Most people geek-out when they hear about machines completing tasks autonomously. Whether it’s a self-driving car, a self-operating drone or a virtual assistant conducting business tasks, automation has become an exciting and intriguing cultural touchpoint.
We receive information from our bank via virtual assistants, we allow automation to select which movies we should watch, and we even let machines deliver our pizzas. These use cases are jaw-dropping for John and Jane Q. Public, but for those engineers who’ve been programming autonomous devices and agents for the past decade, the next frontier of geekdom is the ability to create automations that…wait for it…create their own automations.
You’re probably wondering, “What does that mean?” With cognitive Artificial Intelligence (AI), machine learning and autonomics, software will gain the power to automate processes that lead to new automations.

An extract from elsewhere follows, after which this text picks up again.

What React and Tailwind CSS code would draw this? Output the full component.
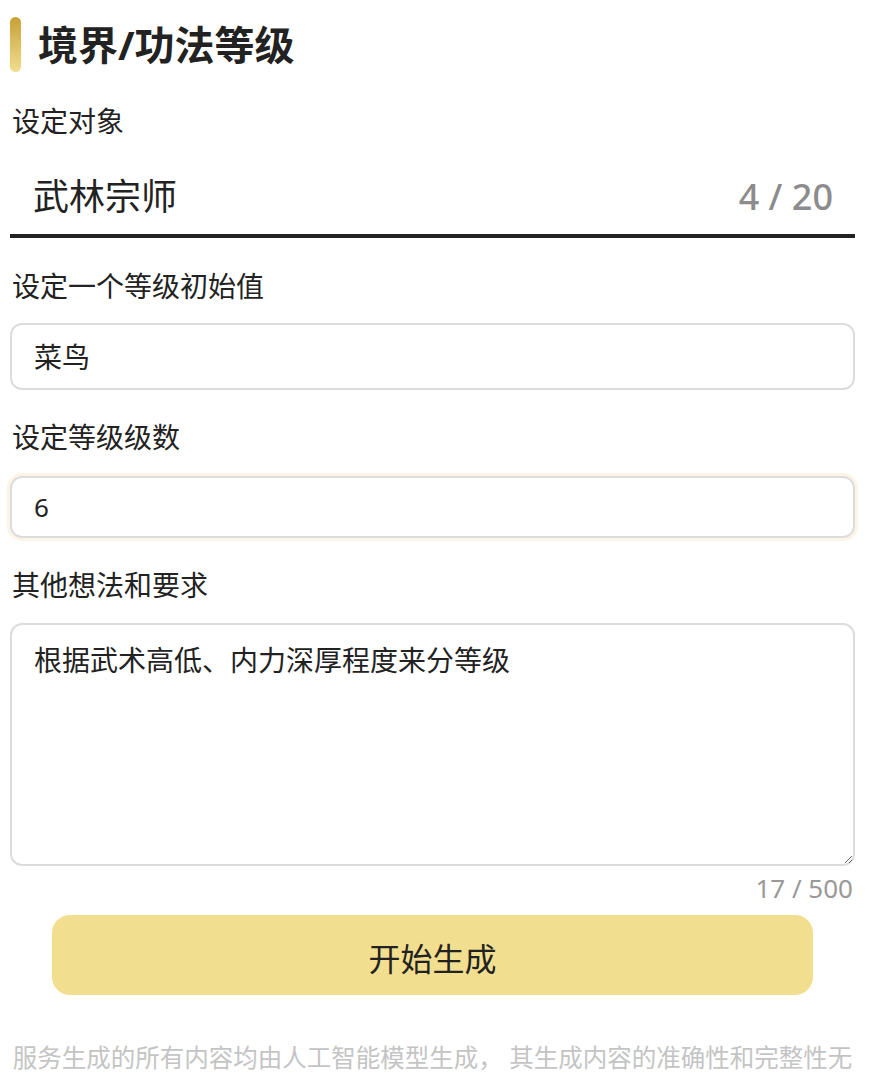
export default function App() {
  return (
    <div className="min-h-[1077px] bg-white pl-[10px] pr-[24px] font-['Noto_Sans','Noto_Sans_CJK_SC',sans-serif] text-[#222]">
      <div className="pt-[17px] flex items-center h-[72px]">
        <div className="w-[11px] h-[55px] rounded-full bg-gradient-to-b from-[#c7a033] to-[#f2de8e]" />
        <h1 className="ml-[17px] text-[40px] leading-[55px] font-bold text-[#222]">境界/功法等级</h1>
      </div>

      <div className="mt-[29px] h-[40px] flex items-center pl-[2px] text-[28px] leading-[40px]">设定对象</div>
      <div className="h-[97px] pt-[19px] border-b-4 border-[#222] flex items-center pl-[23px] pr-[22px]">
        <span className="flex-1 text-[36px] leading-[48px]">武林宗师</span>
        <span className="text-[36px] leading-[48px] font-medium text-[#8c8c8c]">4 / 20</span>
      </div>

      <div className="mt-[28px] h-[40px] flex items-center pl-[2px] text-[28px] leading-[40px]">设定一个等级初始值</div>
      <div className="mt-[17px] h-[67px] rounded-[12px] border-2 border-[#dcdcdc] flex items-center pl-[22px] text-[28px] leading-[40px]">
        菜鸟
      </div>

      <div className="mt-[27px] h-[40px] flex items-center pl-[2px] text-[28px] leading-[40px]">设定等级级数</div>
      <div className="mt-[19px] h-[62px] rounded-[12px] border-2 border-[#dcdcdc] ring-[3px] ring-[#fcf4e4] flex items-center pl-[22px] text-[26px] leading-[40px]">
        6
      </div>

      <div className="mt-[27px] h-[40px] flex items-center pl-[2px] text-[28px] leading-[40px]">其他想法和要求</div>
      <textarea
        className="mt-[18px] block w-full h-[243px] rounded-[12px] border-2 border-[#dcdcdc] pl-[22px] pr-[22px] pt-[15px] text-[28px] leading-[40px] text-[#222] outline-none font-['Noto_Sans','Noto_Sans_CJK_SC',sans-serif]"
        defaultValue="根据武术高低、内力深厚程度来分等级"
      />
      <div className="mt-[7px] h-[30px] flex items-center justify-end pr-[2px] text-[26px] leading-[30px] text-[#999]">17 / 500</div>

      <div className="mt-[12px] mx-[42px] h-[80px] pt-[8px] rounded-[18px] bg-[#f2de8f] flex items-center justify-center text-[32px] leading-[44px] text-[#222]">
        开始生成
      </div>

      <p className="mt-[45px] text-center text-[24.5px] leading-[36px] text-[#c4c4c4]">
        服务生成的所有内容均由人工智能模型生成， 其生成内容的准确性和完整性无法保证，不代表我们的态度或观点。
      </p>
    </div>
  );
}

Programs that automate processes can also be automated to monitor human workers’ activity and create new automated processes based on what those humans do. In other words, with AI and automation, a soccer player who watches a guitarist can actually learn through observation to play guitar, and become both a skilled soccer player and a guitarist.
IPsoft’s 1Desk is composed of virtual engineers and a digital colleague named Amelia. Both can watch a human worker perform a task, study that task, and recommend that this task be turned into an automated process. In the complex world of IT operations, these automated workflows span multiple systems and perform intricate tasks that would take human workers away from more valuable functions.
For example, running diagnostics on a SQL server related to an incident, collecting all logs and data files, and adding them to an incident log — this is a process a virtual engineer can autonomously study while it’s being performed by a human engineer. The virtual engineer can master the process, recommend that it be turned into an automation, and if a human manager agrees, the process can be added to the virtual engineer’s catalog of autonomous skills. Now that process is part of the virtual engineer’s knowledge base going forward.
Not every task will be able to be fully automated. However, virtual engineers can learn enough of a process to help automate the bulk of one, and ask for human assistance if and where the automation ceases to work. Here’s an excellent example: A virtual engineer is attempting to onboard a new employee. The virtual engineer has run this exact process 100 times, but always in North America. The virtual engineer handles all of the legal documentation, insurance, pay information, benefits, etc. The process is 95% complete. However, say the company is onboarding its first Australian employee. The virtual engineer is not programmed to procure devices outside of the US. The virtual engineer asks a human for help, monitors the steps the human takes to solve the issue, and the virtual engineer can now ask permission to add device procurement in Australia to its automation skillset.
The first thing people are going to wonder is: Will AI become so smart that it learns to override human control. The answer is: No. AI is programmed to follow established procedures with precision. The vast majority of responsibly created AI will never deviate from the exact processes established for them. They can, for example, approve and reject credit card payments, or suggest products and customizations, but they won’t autonomously reveal credit card data to consumers in tertiary conversations, and they won’t decide to use a customer’s credit card to go on a spending spree. Responsibly created AI will learn a new task and ask if they can apply that task in the future. If a human says no, the automation is rejected and the AI never applies what it has learned.
However, in those situations where a human says yes, an AI system quickly learns how to automate automations, bringing new levels of speed, efficiency, and innovation to a company’s IT operations. And as more companies adopt AI for this approach, consumers and customers will geek out over these autonomous actions as well.